Книга И. Кондакова то намеками, то впрямую возвращает читателя к вопросу (проблеме, тенденции) о том, что такое «наше всё». И потому, распространяя вопросительную интонацию за пределы хрестоматийного пиетета перед самим Пушкиным в версии Ап. Григорьева, а рассуждая о «нашем советском всё», находит его в идентифицированном советским графом Толстым «красном углу истории». Поэтому опять же в духе постмодернизма – напомню, книга называется «Вместо Пушкина» – актуализирует одну формулу вместо другой, привычную для выросших в СССР гуманитариев, изобретенную коллективным разумом теоретиков соцреализма («коммунистическая идейность, партийность, народность») вместо известной в дореволюционной Российской империи, изобретенной графом Уваровым («православие, самодержавие, народность»). Поскольку же в обеих этих формулах – традиционная тяга к мифотворчеству, то у И. Кондакова логично возникает анализ мифов, то рожденных разными поколениями представителей русского зарубежья, вроде «Велесовой книги», то сотворенных личной жизнью современников, как А. Королев, о студенческом журнале которого с размахом не только историка культуры, но и щедрого на высокие оценки талантливого человека И. Кондаков пишет как о прообразе знаменитого «Метрополя».

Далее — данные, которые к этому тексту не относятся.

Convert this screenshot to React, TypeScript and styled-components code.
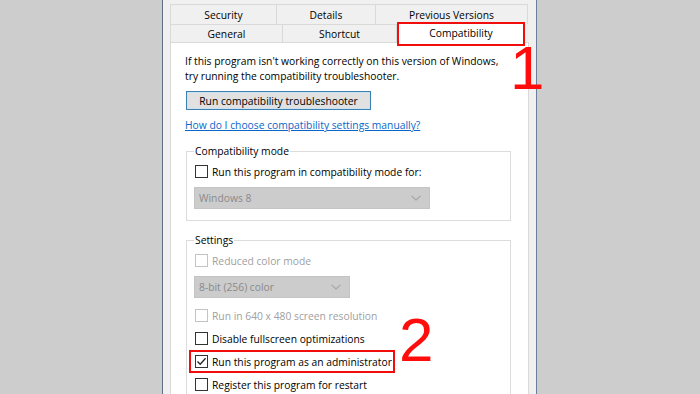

Книга, как это умеет делать И. Кондаков, имманентна нынешнему времени, применительно к которому он объединяет себя и, видимо, своих студентов и аспирантов местоимением «мы», говоря, к примеру, о невозможности различить тексты Маяковского и Мандельштама, нешуточно сообщая о том, что «Бунин и Маяковский, Горький и Солженицын, Мандельштам и Г. Иванов, Булгаков и А. Толстой, Платонов и Фадеев, Шолохов и Бабель (список не завершен), взявшись за руки, подобно героям фильма Ф. Феллини „81/2”, ведут свой вечный и бесконечный хоровод в русской литературе ХХ века». Таким образом, постмодернизм прокламируется в книге И. Кондакова уже не только как художественное явление и как предмет для наблюдений, но и как прием научного (критического) исследования, ибо автор не только знает, как это делается другими, но и, судя по его финальному этюду об упомянутом выше А. Королеве, последнем по очереди в послепушкинской череде-чехарде, умеет делать.